**TASK DIRECTIONS**.
Only the span from the line containing "Convert this table" down to the line containing "bg-gradient-to-r from-[#141211] via-[#1c1814]" is to be printed, exactly and inclusively, with pictures omitted.

Interface markup and scripts:
+ + + + +
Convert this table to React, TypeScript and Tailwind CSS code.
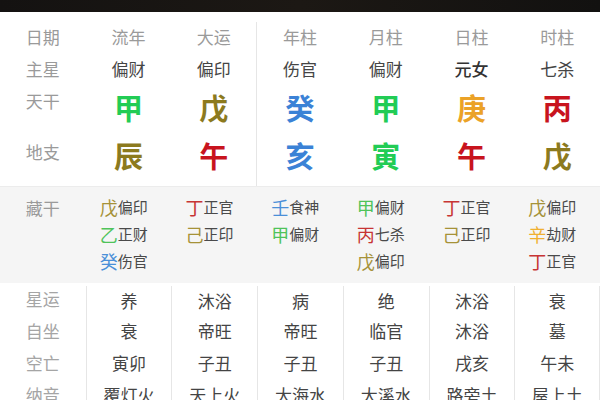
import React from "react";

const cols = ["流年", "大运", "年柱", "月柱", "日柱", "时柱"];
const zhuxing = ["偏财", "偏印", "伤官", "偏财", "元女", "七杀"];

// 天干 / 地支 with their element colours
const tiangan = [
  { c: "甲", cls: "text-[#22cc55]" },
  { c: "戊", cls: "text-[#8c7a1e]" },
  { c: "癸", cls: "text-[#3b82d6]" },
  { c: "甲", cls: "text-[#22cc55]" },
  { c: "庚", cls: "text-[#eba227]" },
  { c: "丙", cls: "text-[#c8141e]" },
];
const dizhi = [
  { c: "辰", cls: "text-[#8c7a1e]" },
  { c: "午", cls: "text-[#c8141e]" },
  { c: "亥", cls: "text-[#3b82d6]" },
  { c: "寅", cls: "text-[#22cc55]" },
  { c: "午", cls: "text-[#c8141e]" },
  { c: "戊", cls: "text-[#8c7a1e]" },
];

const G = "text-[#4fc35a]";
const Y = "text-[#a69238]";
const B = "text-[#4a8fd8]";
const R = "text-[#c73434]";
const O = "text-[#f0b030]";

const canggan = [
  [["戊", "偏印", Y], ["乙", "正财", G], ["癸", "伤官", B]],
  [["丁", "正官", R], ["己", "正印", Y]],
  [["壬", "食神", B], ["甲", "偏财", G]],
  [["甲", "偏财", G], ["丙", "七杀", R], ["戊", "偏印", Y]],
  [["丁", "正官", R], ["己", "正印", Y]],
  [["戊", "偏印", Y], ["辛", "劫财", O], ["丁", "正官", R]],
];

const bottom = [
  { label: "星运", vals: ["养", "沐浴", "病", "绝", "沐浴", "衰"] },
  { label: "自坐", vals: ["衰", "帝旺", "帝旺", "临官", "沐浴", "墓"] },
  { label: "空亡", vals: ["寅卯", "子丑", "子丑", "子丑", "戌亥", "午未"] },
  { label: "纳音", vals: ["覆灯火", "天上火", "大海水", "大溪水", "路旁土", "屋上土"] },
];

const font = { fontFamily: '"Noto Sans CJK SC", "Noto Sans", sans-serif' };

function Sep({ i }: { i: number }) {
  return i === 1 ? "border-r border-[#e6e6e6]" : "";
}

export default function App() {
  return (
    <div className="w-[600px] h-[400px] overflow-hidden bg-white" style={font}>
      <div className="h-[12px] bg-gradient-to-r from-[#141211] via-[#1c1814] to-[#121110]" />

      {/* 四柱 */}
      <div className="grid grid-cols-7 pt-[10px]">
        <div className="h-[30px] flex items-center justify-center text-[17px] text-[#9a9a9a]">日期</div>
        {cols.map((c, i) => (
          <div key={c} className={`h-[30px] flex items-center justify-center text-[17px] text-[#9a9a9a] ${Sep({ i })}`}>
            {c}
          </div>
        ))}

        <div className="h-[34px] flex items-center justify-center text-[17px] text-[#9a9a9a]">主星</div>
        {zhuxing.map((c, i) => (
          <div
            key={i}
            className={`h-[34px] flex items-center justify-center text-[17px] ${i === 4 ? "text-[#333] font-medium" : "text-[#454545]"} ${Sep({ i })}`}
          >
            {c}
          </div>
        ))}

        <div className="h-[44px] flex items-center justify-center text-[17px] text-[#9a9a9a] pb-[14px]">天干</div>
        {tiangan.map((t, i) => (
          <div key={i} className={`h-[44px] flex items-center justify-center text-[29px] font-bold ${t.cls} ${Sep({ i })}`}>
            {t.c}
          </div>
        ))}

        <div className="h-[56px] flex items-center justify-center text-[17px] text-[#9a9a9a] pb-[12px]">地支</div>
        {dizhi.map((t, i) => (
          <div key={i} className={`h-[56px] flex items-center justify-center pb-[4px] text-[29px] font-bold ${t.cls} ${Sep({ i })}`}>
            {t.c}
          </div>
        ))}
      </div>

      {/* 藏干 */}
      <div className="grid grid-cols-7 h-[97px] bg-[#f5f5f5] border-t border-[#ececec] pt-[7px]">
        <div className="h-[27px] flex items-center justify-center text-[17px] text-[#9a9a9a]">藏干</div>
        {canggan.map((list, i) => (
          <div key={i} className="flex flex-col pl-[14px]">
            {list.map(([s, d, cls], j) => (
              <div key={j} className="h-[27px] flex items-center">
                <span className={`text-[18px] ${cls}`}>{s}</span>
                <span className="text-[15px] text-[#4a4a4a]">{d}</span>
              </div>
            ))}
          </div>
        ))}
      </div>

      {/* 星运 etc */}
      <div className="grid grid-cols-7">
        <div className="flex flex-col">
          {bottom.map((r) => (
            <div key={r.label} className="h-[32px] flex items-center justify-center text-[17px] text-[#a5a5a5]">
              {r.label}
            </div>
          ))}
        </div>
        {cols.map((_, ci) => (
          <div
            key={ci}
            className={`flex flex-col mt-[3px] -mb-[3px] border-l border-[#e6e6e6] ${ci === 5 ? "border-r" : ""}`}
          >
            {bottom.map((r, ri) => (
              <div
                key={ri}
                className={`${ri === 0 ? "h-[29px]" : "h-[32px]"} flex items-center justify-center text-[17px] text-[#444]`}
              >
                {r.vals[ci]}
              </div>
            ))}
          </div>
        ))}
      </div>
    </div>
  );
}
+ + + + +
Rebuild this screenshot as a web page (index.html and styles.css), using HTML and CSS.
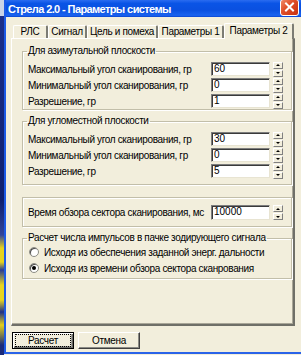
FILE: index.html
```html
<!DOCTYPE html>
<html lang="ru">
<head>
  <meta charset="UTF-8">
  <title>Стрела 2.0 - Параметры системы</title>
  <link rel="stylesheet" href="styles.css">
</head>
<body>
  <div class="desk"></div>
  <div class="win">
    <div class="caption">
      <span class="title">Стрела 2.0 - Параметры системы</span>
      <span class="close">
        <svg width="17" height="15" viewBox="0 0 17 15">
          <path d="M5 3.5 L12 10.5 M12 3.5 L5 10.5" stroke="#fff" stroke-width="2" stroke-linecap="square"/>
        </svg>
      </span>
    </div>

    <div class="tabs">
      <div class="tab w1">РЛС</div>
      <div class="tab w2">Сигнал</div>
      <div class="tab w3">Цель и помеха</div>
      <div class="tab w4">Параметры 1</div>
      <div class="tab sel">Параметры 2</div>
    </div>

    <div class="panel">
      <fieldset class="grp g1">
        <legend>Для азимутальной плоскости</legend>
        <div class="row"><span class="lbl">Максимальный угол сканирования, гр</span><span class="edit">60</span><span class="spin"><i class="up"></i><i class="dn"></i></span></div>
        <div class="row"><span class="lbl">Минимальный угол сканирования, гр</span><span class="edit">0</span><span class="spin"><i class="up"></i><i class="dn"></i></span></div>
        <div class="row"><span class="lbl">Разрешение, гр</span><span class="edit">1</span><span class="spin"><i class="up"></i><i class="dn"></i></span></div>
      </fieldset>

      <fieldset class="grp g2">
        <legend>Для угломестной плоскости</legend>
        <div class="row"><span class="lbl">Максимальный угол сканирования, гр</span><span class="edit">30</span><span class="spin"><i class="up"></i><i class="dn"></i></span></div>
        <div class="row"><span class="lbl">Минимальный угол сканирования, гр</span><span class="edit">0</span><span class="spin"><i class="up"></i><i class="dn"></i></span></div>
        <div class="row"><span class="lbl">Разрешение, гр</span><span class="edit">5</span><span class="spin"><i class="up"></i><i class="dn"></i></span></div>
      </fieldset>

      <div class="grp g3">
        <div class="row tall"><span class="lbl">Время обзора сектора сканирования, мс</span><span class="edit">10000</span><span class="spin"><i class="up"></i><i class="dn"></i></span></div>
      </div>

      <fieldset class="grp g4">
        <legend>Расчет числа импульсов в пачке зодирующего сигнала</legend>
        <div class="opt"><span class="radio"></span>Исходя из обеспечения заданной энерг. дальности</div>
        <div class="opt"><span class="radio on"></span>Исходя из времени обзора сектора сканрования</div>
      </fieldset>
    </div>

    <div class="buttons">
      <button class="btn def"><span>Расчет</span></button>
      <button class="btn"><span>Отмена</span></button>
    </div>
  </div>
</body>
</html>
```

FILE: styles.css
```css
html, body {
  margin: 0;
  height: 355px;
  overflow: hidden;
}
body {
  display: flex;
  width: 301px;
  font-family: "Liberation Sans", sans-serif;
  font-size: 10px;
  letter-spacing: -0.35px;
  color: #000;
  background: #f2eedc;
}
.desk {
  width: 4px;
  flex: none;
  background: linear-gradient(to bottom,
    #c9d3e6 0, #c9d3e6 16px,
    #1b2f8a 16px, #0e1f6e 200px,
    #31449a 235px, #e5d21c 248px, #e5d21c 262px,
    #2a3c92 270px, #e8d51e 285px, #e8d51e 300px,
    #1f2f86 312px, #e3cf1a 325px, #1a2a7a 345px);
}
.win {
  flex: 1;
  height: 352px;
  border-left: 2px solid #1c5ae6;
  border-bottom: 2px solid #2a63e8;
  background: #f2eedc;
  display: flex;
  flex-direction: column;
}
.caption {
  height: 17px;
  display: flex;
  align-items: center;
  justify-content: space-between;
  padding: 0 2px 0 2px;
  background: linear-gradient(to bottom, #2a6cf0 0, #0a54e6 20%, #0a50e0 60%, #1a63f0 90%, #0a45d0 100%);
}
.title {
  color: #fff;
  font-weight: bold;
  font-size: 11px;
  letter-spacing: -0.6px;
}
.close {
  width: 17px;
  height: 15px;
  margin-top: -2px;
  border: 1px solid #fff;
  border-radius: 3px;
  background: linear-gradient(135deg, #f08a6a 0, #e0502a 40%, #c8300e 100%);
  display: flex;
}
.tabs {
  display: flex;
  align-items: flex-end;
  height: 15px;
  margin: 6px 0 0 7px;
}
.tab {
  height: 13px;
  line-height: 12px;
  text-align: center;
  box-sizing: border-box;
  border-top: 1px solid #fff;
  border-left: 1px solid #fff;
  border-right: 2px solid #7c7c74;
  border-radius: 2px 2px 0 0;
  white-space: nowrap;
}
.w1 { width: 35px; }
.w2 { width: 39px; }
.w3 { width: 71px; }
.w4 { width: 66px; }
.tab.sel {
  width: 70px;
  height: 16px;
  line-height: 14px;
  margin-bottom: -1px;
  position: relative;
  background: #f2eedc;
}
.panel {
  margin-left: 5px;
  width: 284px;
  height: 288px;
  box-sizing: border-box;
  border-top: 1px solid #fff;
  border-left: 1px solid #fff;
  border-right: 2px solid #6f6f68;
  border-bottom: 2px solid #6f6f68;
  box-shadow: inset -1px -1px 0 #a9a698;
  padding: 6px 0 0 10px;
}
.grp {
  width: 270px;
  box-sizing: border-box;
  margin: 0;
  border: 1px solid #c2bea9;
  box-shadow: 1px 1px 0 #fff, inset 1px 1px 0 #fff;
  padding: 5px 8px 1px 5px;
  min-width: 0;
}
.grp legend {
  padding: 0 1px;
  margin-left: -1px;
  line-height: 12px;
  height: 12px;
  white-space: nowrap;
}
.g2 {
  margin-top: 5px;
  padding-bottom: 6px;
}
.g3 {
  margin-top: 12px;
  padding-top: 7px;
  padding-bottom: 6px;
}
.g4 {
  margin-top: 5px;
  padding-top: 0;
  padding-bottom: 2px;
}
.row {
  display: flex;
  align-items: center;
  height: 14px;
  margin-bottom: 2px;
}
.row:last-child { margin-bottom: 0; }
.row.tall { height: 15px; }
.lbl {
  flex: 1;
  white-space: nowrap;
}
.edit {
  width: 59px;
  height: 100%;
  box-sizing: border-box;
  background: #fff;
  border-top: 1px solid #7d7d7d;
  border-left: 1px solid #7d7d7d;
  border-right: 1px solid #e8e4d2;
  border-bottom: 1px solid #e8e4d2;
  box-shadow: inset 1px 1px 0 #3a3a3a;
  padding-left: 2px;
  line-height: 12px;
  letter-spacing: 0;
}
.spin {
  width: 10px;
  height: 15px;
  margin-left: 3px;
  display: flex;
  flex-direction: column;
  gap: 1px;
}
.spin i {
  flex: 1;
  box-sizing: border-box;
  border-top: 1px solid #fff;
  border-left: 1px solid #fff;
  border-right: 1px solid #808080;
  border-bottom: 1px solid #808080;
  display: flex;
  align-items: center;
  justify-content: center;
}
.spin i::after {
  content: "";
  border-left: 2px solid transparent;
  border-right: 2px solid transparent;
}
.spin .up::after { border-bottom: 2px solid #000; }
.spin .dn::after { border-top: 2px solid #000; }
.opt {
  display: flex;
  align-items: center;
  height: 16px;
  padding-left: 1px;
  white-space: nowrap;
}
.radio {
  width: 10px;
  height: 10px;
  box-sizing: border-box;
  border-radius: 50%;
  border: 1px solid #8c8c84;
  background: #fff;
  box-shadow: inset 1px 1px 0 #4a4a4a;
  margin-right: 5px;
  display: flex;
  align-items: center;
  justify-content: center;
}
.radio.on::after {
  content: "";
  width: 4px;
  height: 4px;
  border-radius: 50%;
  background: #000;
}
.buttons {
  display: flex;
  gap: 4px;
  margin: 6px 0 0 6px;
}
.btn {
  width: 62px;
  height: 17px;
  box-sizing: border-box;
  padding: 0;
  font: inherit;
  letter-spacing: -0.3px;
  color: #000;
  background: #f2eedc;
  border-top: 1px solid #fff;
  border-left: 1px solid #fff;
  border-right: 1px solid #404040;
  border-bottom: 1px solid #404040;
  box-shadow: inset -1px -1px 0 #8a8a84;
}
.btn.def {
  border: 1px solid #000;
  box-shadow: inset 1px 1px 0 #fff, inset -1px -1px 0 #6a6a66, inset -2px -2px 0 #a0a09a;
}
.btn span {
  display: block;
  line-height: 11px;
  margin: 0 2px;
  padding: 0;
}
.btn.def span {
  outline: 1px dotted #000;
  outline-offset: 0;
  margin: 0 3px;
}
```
+ + + + +
**RESULT OF THE TASK**.
Convert this table to React, TypeScript and Tailwind CSS code.
import React from "react";

const cols = ["流年", "大运", "年柱", "月柱", "日柱", "时柱"];
const zhuxing = ["偏财", "偏印", "伤官", "偏财", "元女", "七杀"];

// 天干 / 地支 with their element colours
const tiangan = [
  { c: "甲", cls: "text-[#22cc55]" },
  { c: "戊", cls: "text-[#8c7a1e]" },
  { c: "癸", cls: "text-[#3b82d6]" },
  { c: "甲", cls: "text-[#22cc55]" },
  { c: "庚", cls: "text-[#eba227]" },
  { c: "丙", cls: "text-[#c8141e]" },
];
const dizhi = [
  { c: "辰", cls: "text-[#8c7a1e]" },
  { c: "午", cls: "text-[#c8141e]" },
  { c: "亥", cls: "text-[#3b82d6]" },
  { c: "寅", cls: "text-[#22cc55]" },
  { c: "午", cls: "text-[#c8141e]" },
  { c: "戊", cls: "text-[#8c7a1e]" },
];

const G = "text-[#4fc35a]";
const Y = "text-[#a69238]";
const B = "text-[#4a8fd8]";
const R = "text-[#c73434]";
const O = "text-[#f0b030]";

const canggan = [
  [["戊", "偏印", Y], ["乙", "正财", G], ["癸", "伤官", B]],
  [["丁", "正官", R], ["己", "正印", Y]],
  [["壬", "食神", B], ["甲", "偏财", G]],
  [["甲", "偏财", G], ["丙", "七杀", R], ["戊", "偏印", Y]],
  [["丁", "正官", R], ["己", "正印", Y]],
  [["戊", "偏印", Y], ["辛", "劫财", O], ["丁", "正官", R]],
];

const bottom = [
  { label: "星运", vals: ["养", "沐浴", "病", "绝", "沐浴", "衰"] },
  { label: "自坐", vals: ["衰", "帝旺", "帝旺", "临官", "沐浴", "墓"] },
  { label: "空亡", vals: ["寅卯", "子丑", "子丑", "子丑", "戌亥", "午未"] },
  { label: "纳音", vals: ["覆灯火", "天上火", "大海水", "大溪水", "路旁土", "屋上土"] },
];

const font = { fontFamily: '"Noto Sans CJK SC", "Noto Sans", sans-serif' };

function Sep({ i }: { i: number }) {
  return i === 1 ? "border-r border-[#e6e6e6]" : "";
}

export default function App() {
  return (
    <div className="w-[600px] h-[400px] overflow-hidden bg-white" style={font}>
      <div className="h-[12px] bg-gradient-to-r from-[#141211] via-[#1c1814] to-[#121110]" />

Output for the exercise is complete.